■ TASK OBJECTIVE:
Give only the number of lines that contain the word "styles".

■ DATA PROVIDED:
^^^^

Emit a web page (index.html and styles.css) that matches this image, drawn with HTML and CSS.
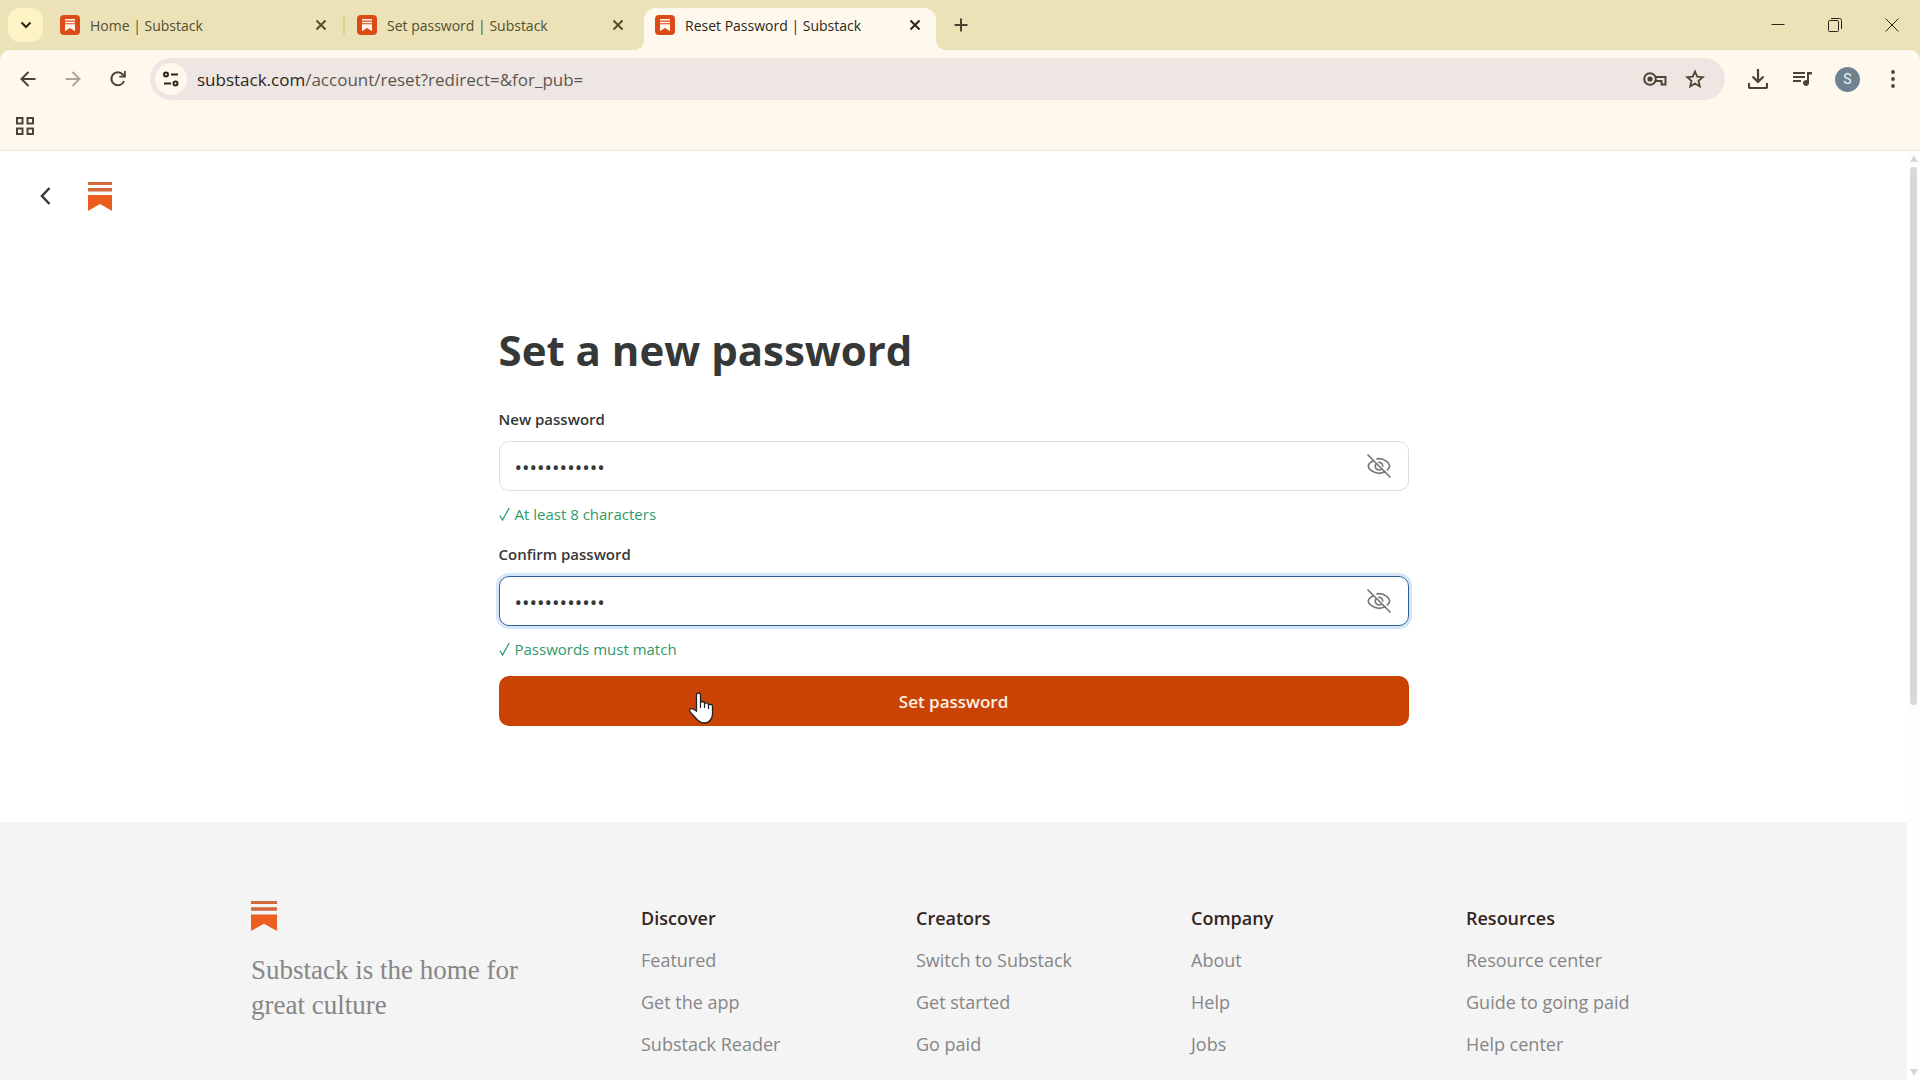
FILE: index.html
```html
<!DOCTYPE html>
<html lang="en">
<head>
    <meta charset="UTF-8">
    <meta name="viewport" content="width=device-width, initial-scale=1.0">
    <title>Reset Password | Substack</title>
    <link rel="stylesheet" href="styles.css">
</head>
<body>

<!-- shared icon shapes -->
<svg class="sprite" aria-hidden="true">
    <symbol id="favicon" viewBox="0 0 20 20">
        <rect width="20" height="20" rx="4" fill="#db4a17"/>
        <path d="M5 4h10v1.500H5zM5 6.700h10v1.500H5zM5 9.300h10v7l-5-3.200-5 3.200z" fill="#fff3ea"/>
    </symbol>
    <symbol id="close" viewBox="0 0 12 12">
        <path d="M1.500 1.500l9 9M10.500 1.500l-9 9" fill="none" stroke="currentColor" stroke-width="2"/>
    </symbol>
    <symbol id="logo" viewBox="0 0 24 29" preserveAspectRatio="none">
        <path d="M0 0h24v3H0zM0 6h24v3.500H0z" fill="#d2693b"/>
        <path d="M0 13h24v16l-12-7-12 7z" fill="#ec5d20"/>
    </symbol>
    <symbol id="eye-off" viewBox="0 0 24 24">
        <path d="M6.200 6.800C3.300 8.400 1.300 10.700 1.300 12c0 2.700 4.800 7.300 10.700 7.300 2.400 0 4.500-.7 6.200-1.700M10 4.900c.7-.1 1.300-.2 2-.2 5.900 0 10.700 4.600 10.700 7.300 0 1-.9 2.500-2.300 3.900M9.300 9.700a3.700 3.700 0 1 0 5.300 5.200M12 8.300a3.700 3.700 0 0 1 3.700 3.700M1 1l22 22" fill="none" stroke="currentColor" stroke-width="1.700" stroke-linecap="round"/>
    </symbol>
</svg>

<header class="browser">
    <div class="tab-bar">
        <button class="tab-search" aria-label="Search tabs">
            <svg width="12" height="8" viewBox="0 0 12 8"><path d="M1.500 1.500L6 6l4.500-4.500" fill="none" stroke="currentColor" stroke-width="2"/></svg>
        </button>
        <div class="tab">
            <svg width="20" height="20"><use href="#favicon"/></svg>
            <span>Home | Substack</span>
            <button class="tab-close" aria-label="Close tab"><svg width="12" height="12"><use href="#close"/></svg></button>
        </div>
        <div class="tab divided">
            <svg width="20" height="20"><use href="#favicon"/></svg>
            <span>Set password | Substack</span>
            <button class="tab-close" aria-label="Close tab"><svg width="12" height="12"><use href="#close"/></svg></button>
        </div>
        <div class="tab active">
            <svg width="20" height="20"><use href="#favicon"/></svg>
            <span>Reset Password | Substack</span>
            <button class="tab-close" aria-label="Close tab"><svg width="12" height="12"><use href="#close"/></svg></button>
        </div>
        <button class="new-tab" aria-label="New tab">
            <svg width="14" height="14" viewBox="0 0 14 14"><path d="M7 .5v13M.5 7h13" fill="none" stroke="currentColor" stroke-width="2"/></svg>
        </button>
        <div class="window-controls">
            <button aria-label="Minimize"><svg width="14" height="14" viewBox="0 0 14 14"><path d="M.5 6.500h13" stroke="currentColor"/></svg></button>
            <button aria-label="Restore"><svg width="14" height="14" viewBox="0 0 14 14"><path d="M.5 3.500q0-1 1-1h8q1 0 1 1v9q0 1-1 1h-8q-1 0-1-1zM3 .5h8.500q2 0 2 2V11" fill="none" stroke="currentColor"/></svg></button>
            <button aria-label="Close"><svg width="14" height="14" viewBox="0 0 14 14"><path d="M.5 .5l13 13M13.500 .5l-13 13" stroke="currentColor"/></svg></button>
        </div>
    </div>

    <div class="toolbar">
        <div class="nav-buttons">
            <button aria-label="Back"><svg width="16" height="16" viewBox="0 0 16 16"><path d="M15.500 8H2M8.500 1L1.500 8l7 7" fill="none" stroke="currentColor" stroke-width="2"/></svg></button>
            <button class="off" aria-label="Forward"><svg width="16" height="16" viewBox="0 0 16 16"><path d="M.5 8H14M7.500 1l7 7-7 7" fill="none" stroke="currentColor" stroke-width="2"/></svg></button>
            <button aria-label="Reload"><svg width="18" height="18" viewBox="0 0 18 18"><path d="M15 11a6.500 6.500 0 1 1-1.200-6.500L16 6.500" fill="none" stroke="currentColor" stroke-width="2"/><path d="M16.800 1v6.500h-6.500V5.700H15V1z" fill="currentColor"/></svg></button>
        </div>
        <div class="address-bar">
            <button class="site-info" aria-label="Site information">
                <svg width="16" height="16" viewBox="0 0 16 16"><path d="M8 3.500h7M1 12.500h7" stroke="currentColor" stroke-width="2"/><circle cx="3" cy="3.500" r="2" fill="none" stroke="currentColor" stroke-width="2"/><circle cx="12.500" cy="12.500" r="2" fill="none" stroke="currentColor" stroke-width="2"/></svg>
            </button>
            <p class="url">substack.com<span>/account/reset?redirect=&amp;for_pub=</span></p>
            <button aria-label="Passwords"><svg width="24" height="14" viewBox="0 0 24 14"><circle cx="7" cy="7" r="5.800" fill="none" stroke="currentColor" stroke-width="2"/><circle cx="7" cy="7" r="2.600" fill="currentColor"/><path d="M12.500 5H22.500v7.500h-4V9h-6" fill="none" stroke="currentColor" stroke-width="2"/></svg></button>
            <button aria-label="Bookmark this tab"><svg width="20" height="20" viewBox="0 0 20 20"><path d="M10 2.500l2.200 5.200 5.600.5-4.300 3.700 1.300 5.500-4.800-2.900-4.800 2.900 1.300-5.500-4.300-3.700 5.600-.5z" fill="none" stroke="currentColor" stroke-width="1.800"/></svg></button>
        </div>
        <div class="tool-buttons">
            <button aria-label="Downloads"><svg width="20" height="20" viewBox="0 0 20 20"><path d="M10 0v12.500M4.500 7.500L10 13l5.500-5.500M1 14v3.500q0 1.500 1.500 1.500h15q1.500 0 1.500-1.500V14" fill="none" stroke="currentColor" stroke-width="2.200"/></svg></button>
            <button aria-label="Media controls"><svg width="20" height="16" viewBox="0 0 20 16"><path d="M0 2h12M0 6h12M0 10h8" stroke="currentColor" stroke-width="2"/><path d="M14 1h5v2.500h-3V12a3 3 0 1 1-2-2.800z" fill="currentColor"/></svg></button>
            <button class="avatar" aria-label="Profile">S</button>
            <button aria-label="Menu"><svg width="4" height="18" viewBox="0 0 4 18"><circle cx="2" cy="2" r="1.900"/><circle cx="2" cy="9" r="1.900"/><circle cx="2" cy="16" r="1.900"/></svg></button>
        </div>
    </div>

    <div class="bookmarks">
        <button aria-label="Apps"><svg width="18" height="18" viewBox="0 0 18 18"><path d="M1 1h5.500v5.500H1zM11.500 1H17v5.500h-5.500zM1 11.500h5.500V17H1zM11.500 11.500H17V17h-5.500z" fill="none" stroke="currentColor" stroke-width="2"/></svg></button>
    </div>
</header>

<div class="viewport">
    <div class="page">
        <nav class="page-nav">
            <button aria-label="Go back"><svg width="12" height="18" viewBox="0 0 12 18"><path d="M9.500 1L2 9l7.500 8" fill="none" stroke="currentColor" stroke-width="2.500"/></svg></button>
            <a href="#" aria-label="Substack home"><svg width="24" height="29"><use href="#logo"/></svg></a>
        </nav>

        <main>
            <form class="reset-form">
                <h1>Set a new password</h1>

                <div class="field">
                    <label for="password">New password</label>
                    <div class="input-box">
                        <input type="password" id="password" value="substack1234">
                        <button type="button" aria-label="Show password"><svg width="24" height="24"><use href="#eye-off"/></svg></button>
                    </div>
                    <p class="hint"><svg width="11" height="14" viewBox="0 0 11 14"><path d="M.8 8.500L3.500 13 10.200 1" fill="none" stroke="currentColor" stroke-width="1.300"/></svg>At least 8 characters</p>
                </div>

                <div class="field">
                    <label for="confirm">Confirm password</label>
                    <div class="input-box focused">
                        <input type="password" id="confirm" value="substack1234">
                        <button type="button" aria-label="Show password"><svg width="24" height="24"><use href="#eye-off"/></svg></button>
                    </div>
                    <p class="hint"><svg width="11" height="14" viewBox="0 0 11 14"><path d="M.8 8.500L3.500 13 10.200 1" fill="none" stroke="currentColor" stroke-width="1.300"/></svg>Passwords must match</p>
                </div>

                <div class="submit-row">
                    <button type="submit" class="submit">Set password</button>
                    <svg class="pointer" width="26" height="32" viewBox="0 0 26 32"><path d="M8.500 19V3q0-2 2-2t2 2v8q.3-1.500 2-1.500T16.500 11v1q.3-1.200 2-1.200t2 1.700v.8q.3-1 2-1t2 1.900V22q0 4-2.500 6.500-2 2.500-5.500 2.500-4 0-7-3l-6-6.500q-3-3.500-1.500-4.500t4 .5z" fill="#fff" stroke="#222" stroke-width="1.300"/><path d="M12.500 11v5M16.500 12v4M20.500 13v4" stroke="#222" stroke-width="1.200"/></svg>
                </div>
            </form>
        </main>

        <footer>
            <div class="footer-grid">
                <div class="brand">
                    <svg width="26" height="30"><use href="#logo"/></svg>
                    <p>Substack is the home for great culture</p>
                </div>
                <div class="links">
                    <h2>Discover</h2>
                    <a href="#">Featured</a>
                    <a href="#">Get the app</a>
                    <a href="#">Substack Reader</a>
                </div>
                <div class="links">
                    <h2>Creators</h2>
                    <a href="#">Switch to Substack</a>
                    <a href="#">Get started</a>
                    <a href="#">Go paid</a>
                </div>
                <div class="links">
                    <h2>Company</h2>
                    <a href="#">About</a>
                    <a href="#">Help</a>
                    <a href="#">Jobs</a>
                </div>
                <div class="links">
                    <h2>Resources</h2>
                    <a href="#">Resource center</a>
                    <a href="#">Guide to going paid</a>
                    <a href="#">Help center</a>
                </div>
            </div>
        </footer>
    </div>

    <div class="scrollbar">
        <svg width="8" height="7" viewBox="0 0 8 7"><path d="M4 0l4 7H0z" fill="#d6d6d6"/></svg>
        <div class="track"><div class="thumb"></div></div>
        <svg width="8" height="7" viewBox="0 0 8 7"><path d="M4 7L0 0h8z" fill="#d6d6d6"/></svg>
    </div>
</div>

</body>
</html>
```
FILE: styles.css
```css
* {
    box-sizing: border-box;
}
body {
    margin: 0;
    height: 100vh;
    display: flex;
    flex-direction: column;
    overflow: hidden;
    font-family: "Open Sans", "Noto Sans", sans-serif;
    color: #363737;
    background: #fff;
}
h1, h2, p {
    margin: 0;
}
button {
    display: flex;
    align-items: center;
    justify-content: center;
    padding: 0;
    border: none;
    background: none;
    color: inherit;
    font-family: inherit;
    cursor: pointer;
}
svg {
    display: block;
    flex-shrink: 0;
}
.sprite {
    position: absolute;
    width: 0;
    height: 0;
}

/* browser chrome */
.browser {
    background: #ebe2b8;
    color: #4a4532;
}
.tab-bar {
    display: flex;
    height: 50px;
    padding: 8px 0 0 8px;
}
.tab-search {
    width: 35px;
    height: 34px;
    margin-right: 7px;
    border-radius: 12px;
    background: #fdf3c4;
    color: #2b2614;
}
.tab {
    display: flex;
    align-items: center;
    gap: 10px;
    width: 297px;
    height: 34px;
    padding: 0 16px 0 10px;
    font-size: 14px;
    color: #544e30;
}
.tab span {
    flex: 1;
}
.tab-close {
    width: 20px;
    height: 20px;
}
.divided {
    position: relative;
}
.divided::before {
    content: "";
    position: absolute;
    left: -4px;
    top: 8px;
    width: 2px;
    height: 18px;
    background: #dcd284;
}
.active {
    position: relative;
    width: 292px;
    height: 42px;
    padding: 0 11px 8px 11px;
    border-radius: 12px 12px 0 0;
    background: #fff8ec;
    color: #2a2618;
}
.active::before, .active::after {
    content: "";
    position: absolute;
    bottom: 0;
    width: 10px;
    height: 10px;
}
.active::before {
    right: 100%;
    background: radial-gradient(circle at top left, transparent 10px, #fff8ec 10px);
}
.active::after {
    left: 100%;
    background: radial-gradient(circle at top right, transparent 10px, #fff8ec 10px);
}
.new-tab {
    width: 34px;
    height: 34px;
    margin-left: 8px;
}
.window-controls {
    display: flex;
    margin-left: auto;
    color: #2a2618;
}
.window-controls button {
    width: 57px;
    height: 34px;
}
.toolbar {
    display: flex;
    align-items: center;
    height: 58px;
    padding: 0 15px 0 5px;
    border-radius: 10px 10px 0 0;
    background: #fff8ec;
}
.nav-buttons {
    display: flex;
    margin-right: 10px;
}
.nav-buttons button {
    width: 45px;
    height: 34px;
}
.off {
    opacity: 0.45;
}
.address-bar {
    flex: 1;
    display: flex;
    align-items: center;
    height: 42px;
    padding: 0 10px 0 5px;
    border-radius: 21px;
    background: #eee6e3;
}
.address-bar button {
    width: 40px;
    height: 32px;
}
.address-bar .site-info {
    width: 32px;
    border-radius: 50%;
    background: #fff8ec;
    color: #2a2618;
}
.url {
    flex: 1;
    padding-left: 10px;
    font-size: 17px;
    color: #2a2522;
}
.url span {
    color: #5c5650;
}
.tool-buttons {
    display: flex;
    align-items: center;
    gap: 20px;
    margin-left: 20px;
    fill: currentColor;
}
.tool-buttons button {
    width: 25px;
    height: 25px;
}
.tool-buttons .avatar {
    border-radius: 50%;
    background: #70828f;
    color: #eef4f8;
    font: 14px Roboto, sans-serif;
}
.bookmarks {
    height: 43px;
    padding: 9px 16px;
    border-bottom: 1px solid #ece5da;
    background: #fff8ec;
}

/* page */
.viewport {
    flex: 1;
    display: flex;
    min-height: 0;
}
.page {
    flex: 1;
    overflow: hidden;
    background: #f4f4f4;
}
.page-nav {
    display: flex;
    align-items: center;
    gap: 24px;
    height: 90px;
    padding: 0 28px;
    background: #fff;
}
.page-nav button {
    width: 36px;
    height: 36px;
}
main {
    padding: 79px 20px 96px;
    background: #fff;
}
.reset-form {
    max-width: 910px;
    margin: 0 auto;
}
h1 {
    margin-bottom: 29px;
    font-size: 42px;
    line-height: 60px;
    font-weight: 700;
}
.field label {
    display: block;
    margin-bottom: 12px;
    font-size: 15px;
    line-height: 20px;
    font-weight: 600;
}
.input-box {
    display: flex;
    align-items: center;
    height: 50px;
    padding: 0 17px 0 15px;
    border: 1px solid #dedede;
    border-radius: 10px;
}
.focused {
    border-color: #2f5f96;
    box-shadow: 0 0 0 3px #d5e6f8;
}
.input-box input {
    flex: 1;
    padding: 2px 0 0;
    border: none;
    outline: none;
    background: none;
    font-family: inherit;
    font-size: 20px;
    color: #363737;
}
.input-box button {
    color: #777;
}
.hint {
    display: flex;
    align-items: center;
    gap: 5px;
    padding: 11px 0 18px;
    font-size: 15px;
    line-height: 24px;
    color: #2f9a68;
}
.field:nth-last-child(2) .hint {
    padding-bottom: 15px;
}
.submit-row {
    position: relative;
}
.submit {
    width: 100%;
    height: 50px;
    border-radius: 10px;
    background: #c94304;
    color: #fff0e4;
    font-size: 17px;
    font-weight: 600;
}
.pointer {
    position: absolute;
    left: 189px;
    top: 16px;
}
footer {
    padding: 79px 20px 20px;
}
.footer-grid {
    display: grid;
    grid-template-columns: 305px repeat(4, 1fr);
    gap: 85px;
    max-width: 1405px;
    margin: 0 auto;
}
.brand p {
    margin-top: 22px;
    font-family: "Liberation Serif", serif;
    font-size: 27px;
    line-height: 35px;
    color: #868686;
}
.links h2 {
    font-size: 18px;
    line-height: 34px;
    font-weight: 600;
    margin-bottom: 4px;
    color: #33261f;
}
.links a {
    display: block;
    font-size: 18px;
    line-height: 42px;
    white-space: nowrap;
    text-decoration: none;
    color: #868686;
}
.scrollbar {
    display: flex;
    flex-direction: column;
    align-items: center;
    gap: 5px;
    width: 13px;
    padding: 4px 0;
    background: #fefefe;
}
.track {
    flex: 1;
}
.thumb {
    width: 7px;
    height: 60%;
    border-radius: 3px;
    background: #d9d9d9;
}
```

^^^^

■ THE OUTPUT:
3